Last year’s conference took place August 17 in Rosario, and attracted some 9,000 women. During the gathering, more than 10,000 people marched in support of a woman’s right to choose abortion.

Palma said that leading up to this year’s conference she was planning to speak on a panel on women’s rights, preceding a march in the city of Córdoba.

Similar marches are also being organized in Santiago and Valparaiso, Chile—the first to this reporter’s knowledge. This comes on the heels of rallies and marches by women and others in Chile to defend the government’s decision to legalize the contraceptive “morning after pill.” In Chile—as well as in El Salvador—abortion is illegal under any circumstances.

In Argentina, abortion is illegal and punishable by time in prison. A court may allow abortion only in the case of rape or if a woman’s life is in danger.

Nonetheless, it is estimated that in Argentina about 4 out of 10 pregnancies are terminated by abortion. According to the country’s health ministry, as many as 500,000 Argentine women have abortions every year. The top cause of maternal death in the country—about 80 percent of such deaths—is complications from abortion. In the last half decade, hospital admissions from botched abortions have risen substantially in a number of provinces. About 500 women die from such abortions every year, and 16,000 women suffer serious permanent physical damage, according to Gines González García, Argentina’s health minister.

On March 8 of this year, thousands rallied in Buenos Aires and other Argentine cities to celebrate International Women’s Day and push for decriminalizing abortion.  
 
Romina Tejerina
In July, the debate on abortion flared up again, as it became known that two young women—Andrea Romina Ayunta, 25, and Mabel Fernanda Facciano, 24—died from complications of attempting to abort. Ayunta, mother of three, had taken abortive pills, while Facciano was taken to the hospital from a woman’s home while attempting a self-induced abortion. The woman who owned the home was later arrested.

The demand to free Romina Tejerina has also been backed by a number of women’s rights organizations across Argentina. Tejerina, 20, was raped over a year ago by a neighbor. She became pregnant and attempted a self-induced abortion, which was unsuccessful. She later gave birth to the child in her bathroom and drowned it. Soon afterwards, she was arrested and has remained in jail for the last year and a half without charges. She wasn’t provided with any psychological therapy for the first nine months of imprisonment.

The man she has accused of raping her has remained free. On July 16, hundreds of women marched in Buenos Aires demanding the release of Tejerina, access to free contraceptives, and centers for battered women.

In June, hundreds marched in the city of San Juan when the San Juan provincial government decided to suspend the Women’s Reproductive Health Law, and banned discussion on women’s reproductive rights at hospitals or other public facilities. Most media in Argentina gave scant coverage to the San Juan action, and have published very little on the Tejerina case.

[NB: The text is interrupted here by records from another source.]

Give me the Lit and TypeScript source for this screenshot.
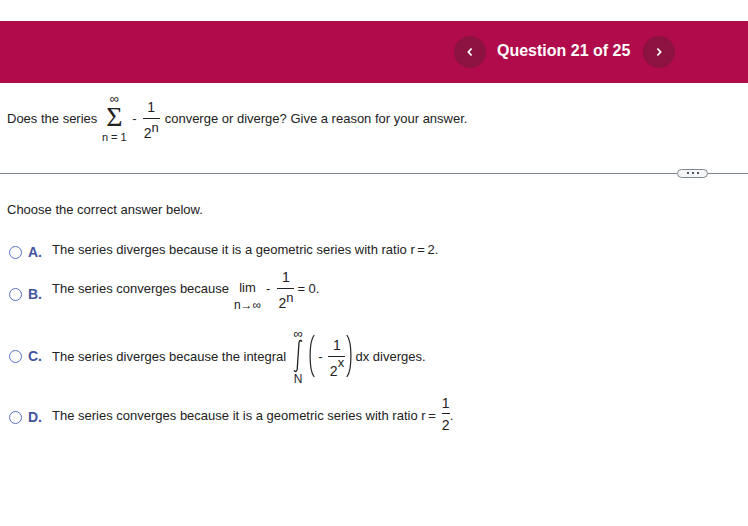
import { LitElement, html, css } from "lit";
import { customElement } from "lit/decorators.js";

const frac = (num: unknown, den: unknown, plain = false) => html`<span class="frac ${plain ? "plain" : ""}"><span class="num">${num}</span><span class="bar"></span><span class="den">${den}</span></span>`;
const pow = (b: string, e: string, high = false) => html`<span>${b}<sup class="sup ${high ? "high" : ""}">${e}</sup></span>`;
const paren = (flip: boolean) => html`<svg class="paren ${flip ? "pr" : "pl"}" width="6" height="44" viewBox="0 0 6 44"><path d=${flip ? "M.8 1C4 5 4.9 12 4.9 22S4 39 .8 43" : "M5.2 1C2 5 1.1 12 1.1 22S2 39 5.2 43"} fill="none" stroke="#222" stroke-width="1.2"/></svg>`;

@customElement("app-root")
export class AppRoot extends LitElement {
  static styles = css`
    :host { display: block; width: 748px; height: 526px; background: #fff; overflow: hidden; font-family: "Liberation Sans", Arial, sans-serif; font-size: 13px; color: #222; }
    .head { margin-top: 21px; height: 62px; background: #b00b4a; display: flex; align-items: center; padding-left: 454px; box-sizing: border-box; }
    .nav { width: 32px; height: 32px; border-radius: 50%; background: #8c1240; display: flex; align-items: center; justify-content: center; flex: none; }
    .title { width: 157px; padding: 0 0 2px 11px; box-sizing: border-box; color: #fff; font-size: 16px; font-weight: bold; white-space: nowrap; }
    .q { display: flex; align-items: center; height: 70px; padding-left: 7px; white-space: nowrap; }
    .rule { display: flex; align-items: center; height: 10px; margin-top: 15px; }
    .line { height: 1px; background: #7d8791; }
    .line.l { width: 677px; }
    .line.r { flex: 1; }
    .pill { width: 31px; height: 9px; box-sizing: border-box; border: 1px solid #7d8791; border-radius: 5px; background: #f4f6f8; display: flex; align-items: center; justify-content: center; gap: 3px; }
    .pill i { width: 2px; height: 2px; background: #4d5660; }
    .choose { margin: 24px 0 0 7px; line-height: 15px; }
    .opt { display: flex; align-items: center; padding-left: 9px; white-space: nowrap; }
    .a { height: 16px; margin-top: 24px; }
    .b { height: 48px; margin-top: 7px; }
    .c { height: 60px; margin-top: 14px; }
    .d { height: 40px; margin-top: 6px; }
    .mark { display: flex; align-items: center; flex: none; }
    .a .mark { margin-top: 6px; }
    .b .mark { margin-top: 12px; }
    .d .mark { margin-top: 10px; }
    .d .txt { margin-top: 6px; }
    .radio { width: 13px; height: 13px; box-sizing: border-box; border: 1.5px solid #5b72c9; border-radius: 50%; flex: none; }
    .letter { width: 30px; padding-left: 6px; box-sizing: border-box; font-size: 14px; font-weight: bold; color: #44549f; flex: none; }
    .frac { display: inline-flex; flex-direction: column; align-items: center; padding-top: 3px; font-size: 14px; min-width: 17px; }
    .frac.plain { padding-top: 3px; min-width: 8px; margin-left: 6px; }
    .num { line-height: 16px; padding-bottom: 3px; }
    .plain .num { padding-bottom: 2px; }
    .den { line-height: 16px; padding-top: 6px; }
    .plain .den { padding-top: 3px; }
    .bar { align-self: stretch; height: 1px; background: #222; }
    .sup { font-size: 13px; line-height: 0; vertical-align: 6px; }
    .sup.high { vertical-align: 9px; }
    .minus { margin: 0 6px 0 6px; }
    .lim { display: inline-flex; flex-direction: column; align-items: center; margin-left: 4px; padding-top: 16px; width: 29px; }
    .lim .word { line-height: 14px; }
    .lim .under { font-size: 12px; margin-top: 4px; line-height: 12px; }
    .b .minus { margin: 0 7px 0 4px; }
    .eq0 { margin-left: 3px; }
    .sum { display: inline-flex; flex-direction: column; align-items: center; margin-left: 5px; width: 24px; }
    .sum small { font-size: 11px; line-height: 12px; }
    .sum .inf { font-size: 13px; margin-bottom: 2px; }
    .sigma { font-size: 28px; line-height: 20px; height: 20px; margin-bottom: 4px; font-family: "Liberation Serif", serif; }
    .after { margin-left: 5px; }
    .int { display: inline-flex; flex-direction: column; align-items: center; margin-left: 5px; width: 14px; flex: none; }
    .int small { font-size: 12px; line-height: 12px; }
    .int .inf { font-size: 13px; line-height: 11px; }
    .intg { display: block; flex: none; }
    .paren { flex: none; }
    .pl { margin-left: 4px; }
    .pr { margin-left: 1px; }
    .c .minus { margin: 0 6px 0 3px; }
    .dx { margin-left: 3px; }
  `;

  render() {
    const f = frac("1", pow("2", "n"));
    const mark = (l: string) => html`<span class="mark"><span class="radio"></span><span class="letter">${l}</span></span>`;
    return html`
      <div class="head">
        <span class="nav"><svg width="8" height="10" viewBox="0 0 8 10"><path d="M5.6 1.5 2.4 5l3.2 3.5" fill="none" stroke="#fff" stroke-width="1.8"/></svg></span>
        <span class="title">Question 21 of 25</span>
        <span class="nav"><svg width="8" height="10" viewBox="0 0 8 10"><path d="M2.4 1.5 5.6 5 2.4 8.5" fill="none" stroke="#fff" stroke-width="1.8"/></svg></span>
      </div>
      <div class="q">
        <span>Does the series</span>
        <span class="sum"><small class="inf">∞</small><span class="sigma">Σ</span><small>n = 1</small></span>
        <span class="minus">-</span>${f}
        <span class="after">converge or diverge? Give a reason for your answer.</span>
      </div>
      <div class="rule"><span class="line l"></span><span class="pill"><i></i><i></i><i></i></span><span class="line r"></span></div>
      <div class="choose">Choose the correct answer below.</div>
      <div class="opt a">${mark("A.")}<span>The series diverges because it is a geometric series with ratio r\u2009=\u20092.</span></div>
      <div class="opt b">${mark("B.")}<span>The series converges because</span>
        <span class="lim"><span class="word">lim</span><span class="under">n→∞</span></span>
        <span class="minus">-</span>${f}<span class="eq0">= 0.</span></div>
      <div class="opt c">${mark("C.")}<span>The series diverges because the integral</span>
        <span class="int"><small class="inf">∞</small><svg class="intg" width="12" height="34" viewBox="0 0 12 34"><path d="M10 2.6C9 1 7.4 1 7 3.5L5.2 30.5C4.8 33 3 33 2 31.4" fill="none" stroke="#222" stroke-width="1.3"/></svg><small>N</small></span>
        ${paren(false)}<span class="minus">-</span>${frac("1", pow("2", "x", true))}${paren(true)}<span class="dx">dx diverges.</span></div>
      <div class="opt d">${mark("D.")}<span class="txt">The series converges because it is a geometric series with ratio r\u2009=</span>${frac("1", "2", true)}<span class="txt">.</span></div>
    `;
  }
}
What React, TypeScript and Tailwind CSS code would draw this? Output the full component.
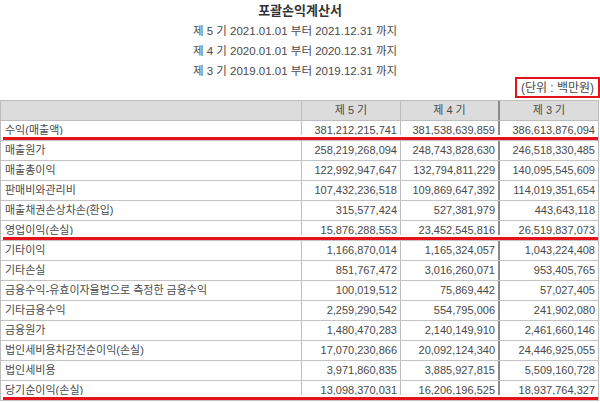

These struggles will be discussed further at this year’s women’s conference, Zulema Palma said in a telephone interview.

Pre-conference meetings, Zulema Palma said, were organized in various cities across the country on September 18.

“We are hoping for a bigger turnout this year,” she said. “In the last year more young women from universities and women from the unemployed organizations have become more active in the fight to legalize abortion in Argentina.”

Among the sponsors and participants in last year’s demonstrations were organizations of unemployed and retired workers that have been active in the previous two years of working-class protests against the effects of the country’s financial collapse.

Palma said that women are expected this year from Chile and Uruguay. The city of Mendoza is directly across the Andes mountains from Santiago, the capital of Chile.

Of all the countries in Latin America and the Caribbean, abortion is legal only in Cuba and Guyana. In Puerto Rico, abortion is legal because U.S. laws and court decisions are enforced in that U.S. colony. In other countries abortion is considered a crime except under very limited circumstances. Complications from abortion account for 21 percent of maternal deaths in Latin America as a whole, and up to 50 percent of maternal mortality in some countries.